*What you are asked to do*
All the records that follow need to be reproduced exactly. Omit the images.

━━ Information supplied

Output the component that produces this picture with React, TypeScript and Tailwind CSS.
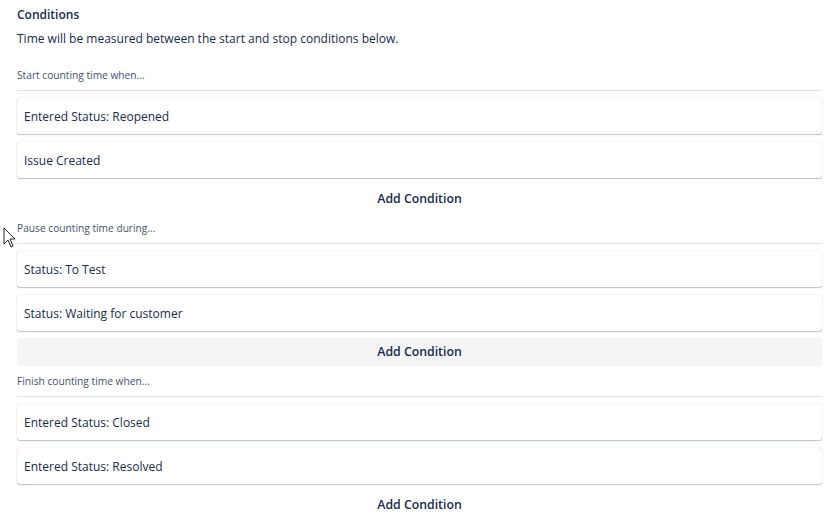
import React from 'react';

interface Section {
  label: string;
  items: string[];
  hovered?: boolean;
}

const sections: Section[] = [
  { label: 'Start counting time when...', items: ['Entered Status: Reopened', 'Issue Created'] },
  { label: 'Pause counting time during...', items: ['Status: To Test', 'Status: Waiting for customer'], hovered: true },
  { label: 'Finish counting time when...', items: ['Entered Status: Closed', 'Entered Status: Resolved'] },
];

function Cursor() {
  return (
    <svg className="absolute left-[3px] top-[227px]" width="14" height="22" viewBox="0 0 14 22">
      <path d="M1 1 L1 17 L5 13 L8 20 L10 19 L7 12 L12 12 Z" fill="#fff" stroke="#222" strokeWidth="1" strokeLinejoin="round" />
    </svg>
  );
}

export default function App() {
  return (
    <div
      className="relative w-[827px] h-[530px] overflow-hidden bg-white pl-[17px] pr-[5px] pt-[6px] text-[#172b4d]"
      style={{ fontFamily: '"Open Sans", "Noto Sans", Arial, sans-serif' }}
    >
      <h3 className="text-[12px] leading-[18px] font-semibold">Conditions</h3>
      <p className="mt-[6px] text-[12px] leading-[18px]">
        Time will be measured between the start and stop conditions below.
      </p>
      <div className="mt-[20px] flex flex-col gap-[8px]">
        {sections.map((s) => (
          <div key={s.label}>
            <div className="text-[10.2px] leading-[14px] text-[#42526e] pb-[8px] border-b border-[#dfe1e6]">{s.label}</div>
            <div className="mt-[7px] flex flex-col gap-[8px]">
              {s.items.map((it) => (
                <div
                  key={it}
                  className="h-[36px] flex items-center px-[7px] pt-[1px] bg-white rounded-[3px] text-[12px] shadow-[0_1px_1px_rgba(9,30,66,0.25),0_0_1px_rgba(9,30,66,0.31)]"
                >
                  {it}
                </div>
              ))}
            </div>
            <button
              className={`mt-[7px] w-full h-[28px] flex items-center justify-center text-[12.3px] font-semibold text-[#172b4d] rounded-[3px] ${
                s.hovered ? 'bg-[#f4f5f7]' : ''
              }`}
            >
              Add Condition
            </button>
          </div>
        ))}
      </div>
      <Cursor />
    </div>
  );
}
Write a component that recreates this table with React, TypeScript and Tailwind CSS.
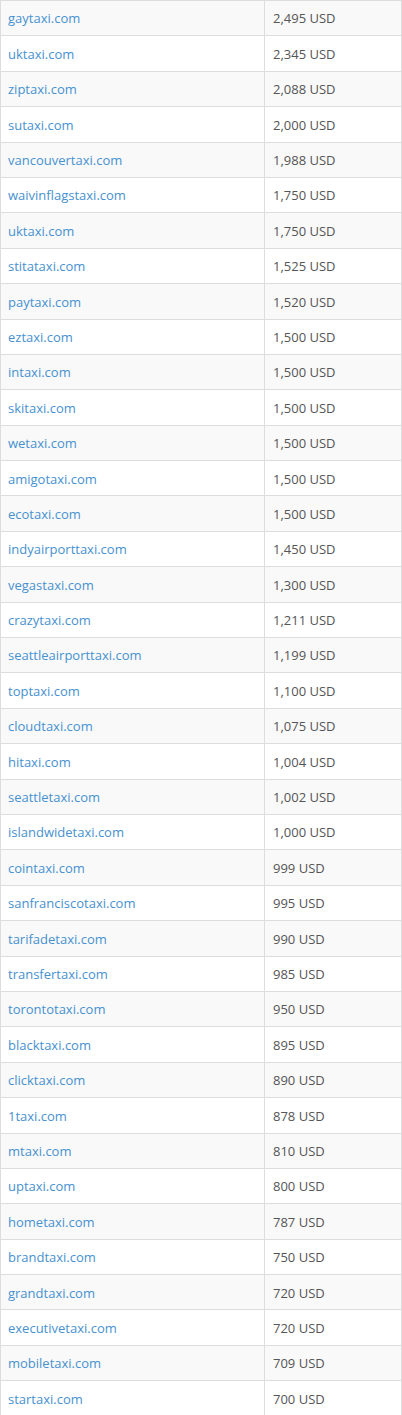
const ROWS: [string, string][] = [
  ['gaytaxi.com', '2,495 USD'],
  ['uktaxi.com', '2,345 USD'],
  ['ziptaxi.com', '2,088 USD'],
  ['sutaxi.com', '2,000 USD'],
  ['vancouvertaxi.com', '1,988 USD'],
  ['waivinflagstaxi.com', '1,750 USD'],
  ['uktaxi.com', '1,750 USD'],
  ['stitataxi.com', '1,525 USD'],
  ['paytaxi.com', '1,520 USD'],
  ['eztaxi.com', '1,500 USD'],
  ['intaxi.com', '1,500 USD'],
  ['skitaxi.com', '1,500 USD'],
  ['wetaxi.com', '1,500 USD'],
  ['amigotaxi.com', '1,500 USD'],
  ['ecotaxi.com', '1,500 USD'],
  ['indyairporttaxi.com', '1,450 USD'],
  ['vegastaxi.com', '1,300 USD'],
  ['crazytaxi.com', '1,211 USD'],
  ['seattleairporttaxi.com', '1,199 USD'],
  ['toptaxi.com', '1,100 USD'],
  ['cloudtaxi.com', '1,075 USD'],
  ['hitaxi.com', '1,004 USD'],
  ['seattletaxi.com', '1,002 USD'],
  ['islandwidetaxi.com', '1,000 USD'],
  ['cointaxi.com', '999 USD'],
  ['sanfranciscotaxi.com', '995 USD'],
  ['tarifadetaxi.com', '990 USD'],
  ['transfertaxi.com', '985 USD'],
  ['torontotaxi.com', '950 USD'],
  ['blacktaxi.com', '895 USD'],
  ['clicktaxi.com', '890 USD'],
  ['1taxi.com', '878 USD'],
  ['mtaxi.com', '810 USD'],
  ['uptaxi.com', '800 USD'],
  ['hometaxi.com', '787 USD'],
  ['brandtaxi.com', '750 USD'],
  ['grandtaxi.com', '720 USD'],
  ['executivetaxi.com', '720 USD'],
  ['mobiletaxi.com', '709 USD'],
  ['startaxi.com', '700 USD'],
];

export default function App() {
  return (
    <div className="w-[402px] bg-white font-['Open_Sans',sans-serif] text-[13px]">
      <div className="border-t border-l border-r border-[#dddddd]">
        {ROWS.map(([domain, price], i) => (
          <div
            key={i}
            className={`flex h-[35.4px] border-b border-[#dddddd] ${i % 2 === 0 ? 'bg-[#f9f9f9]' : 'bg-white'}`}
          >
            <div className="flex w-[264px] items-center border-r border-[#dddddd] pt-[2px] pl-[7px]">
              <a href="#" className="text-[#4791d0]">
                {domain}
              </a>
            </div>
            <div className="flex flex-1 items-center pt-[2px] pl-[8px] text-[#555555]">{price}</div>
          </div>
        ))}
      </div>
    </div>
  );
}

━━━━

*Completed exercise*
Output the component that produces this picture with React, TypeScript and Tailwind CSS.
import React from 'react';

interface Section {
  label: string;
  items: string[];
  hovered?: boolean;
}

const sections: Section[] = [
  { label: 'Start counting time when...', items: ['Entered Status: Reopened', 'Issue Created'] },
  { label: 'Pause counting time during...', items: ['Status: To Test', 'Status: Waiting for customer'], hovered: true },
  { label: 'Finish counting time when...', items: ['Entered Status: Closed', 'Entered Status: Resolved'] },
];

function Cursor() {
  return (
    <svg className="absolute left-[3px] top-[227px]" width="14" height="22" viewBox="0 0 14 22">
      <path d="M1 1 L1 17 L5 13 L8 20 L10 19 L7 12 L12 12 Z" fill="#fff" stroke="#222" strokeWidth="1" strokeLinejoin="round" />
    </svg>
  );
}

export default function App() {
  return (
    <div
      className="relative w-[827px] h-[530px] overflow-hidden bg-white pl-[17px] pr-[5px] pt-[6px] text-[#172b4d]"
      style={{ fontFamily: '"Open Sans", "Noto Sans", Arial, sans-serif' }}
    >
      <h3 className="text-[12px] leading-[18px] font-semibold">Conditions</h3>
      <p className="mt-[6px] text-[12px] leading-[18px]">
        Time will be measured between the start and stop conditions below.
      </p>
      <div className="mt-[20px] flex flex-col gap-[8px]">
        {sections.map((s) => (
          <div key={s.label}>
            <div className="text-[10.2px] leading-[14px] text-[#42526e] pb-[8px] border-b border-[#dfe1e6]">{s.label}</div>
            <div className="mt-[7px] flex flex-col gap-[8px]">
              {s.items.map((it) => (
                <div
                  key={it}
                  className="h-[36px] flex items-center px-[7px] pt-[1px] bg-white rounded-[3px] text-[12px] shadow-[0_1px_1px_rgba(9,30,66,0.25),0_0_1px_rgba(9,30,66,0.31)]"
                >
                  {it}
                </div>
              ))}
            </div>
            <button
              className={`mt-[7px] w-full h-[28px] flex items-center justify-center text-[12.3px] font-semibold text-[#172b4d] rounded-[3px] ${
                s.hovered ? 'bg-[#f4f5f7]' : ''
              }`}
            >
              Add Condition
            </button>
          </div>
        ))}
      </div>
      <Cursor />
    </div>
  );
}
Write a component that recreates this table with React, TypeScript and Tailwind CSS.
const ROWS: [string, string][] = [
  ['gaytaxi.com', '2,495 USD'],
  ['uktaxi.com', '2,345 USD'],
  ['ziptaxi.com', '2,088 USD'],
  ['sutaxi.com', '2,000 USD'],
  ['vancouvertaxi.com', '1,988 USD'],
  ['waivinflagstaxi.com', '1,750 USD'],
  ['uktaxi.com', '1,750 USD'],
  ['stitataxi.com', '1,525 USD'],
  ['paytaxi.com', '1,520 USD'],
  ['eztaxi.com', '1,500 USD'],
  ['intaxi.com', '1,500 USD'],
  ['skitaxi.com', '1,500 USD'],
  ['wetaxi.com', '1,500 USD'],
  ['amigotaxi.com', '1,500 USD'],
  ['ecotaxi.com', '1,500 USD'],
  ['indyairporttaxi.com', '1,450 USD'],
  ['vegastaxi.com', '1,300 USD'],
  ['crazytaxi.com', '1,211 USD'],
  ['seattleairporttaxi.com', '1,199 USD'],
  ['toptaxi.com', '1,100 USD'],
  ['cloudtaxi.com', '1,075 USD'],
  ['hitaxi.com', '1,004 USD'],
  ['seattletaxi.com', '1,002 USD'],
  ['islandwidetaxi.com', '1,000 USD'],
  ['cointaxi.com', '999 USD'],
  ['sanfranciscotaxi.com', '995 USD'],
  ['tarifadetaxi.com', '990 USD'],
  ['transfertaxi.com', '985 USD'],
  ['torontotaxi.com', '950 USD'],
  ['blacktaxi.com', '895 USD'],
  ['clicktaxi.com', '890 USD'],
  ['1taxi.com', '878 USD'],
  ['mtaxi.com', '810 USD'],
  ['uptaxi.com', '800 USD'],
  ['hometaxi.com', '787 USD'],
  ['brandtaxi.com', '750 USD'],
  ['grandtaxi.com', '720 USD'],
  ['executivetaxi.com', '720 USD'],
  ['mobiletaxi.com', '709 USD'],
  ['startaxi.com', '700 USD'],
];

export default function App() {
  return (
    <div className="w-[402px] bg-white font-['Open_Sans',sans-serif] text-[13px]">
      <div className="border-t border-l border-r border-[#dddddd]">
        {ROWS.map(([domain, price], i) => (
          <div
            key={i}
            className={`flex h-[35.4px] border-b border-[#dddddd] ${i % 2 === 0 ? 'bg-[#f9f9f9]' : 'bg-white'}`}
          >
            <div className="flex w-[264px] items-center border-r border-[#dddddd] pt-[2px] pl-[7px]">
              <a href="#" className="text-[#4791d0]">
                {domain}
              </a>
            </div>
            <div className="flex flex-1 items-center pt-[2px] pl-[8px] text-[#555555]">{price}</div>
          </div>
        ))}
      </div>
    </div>
  );
}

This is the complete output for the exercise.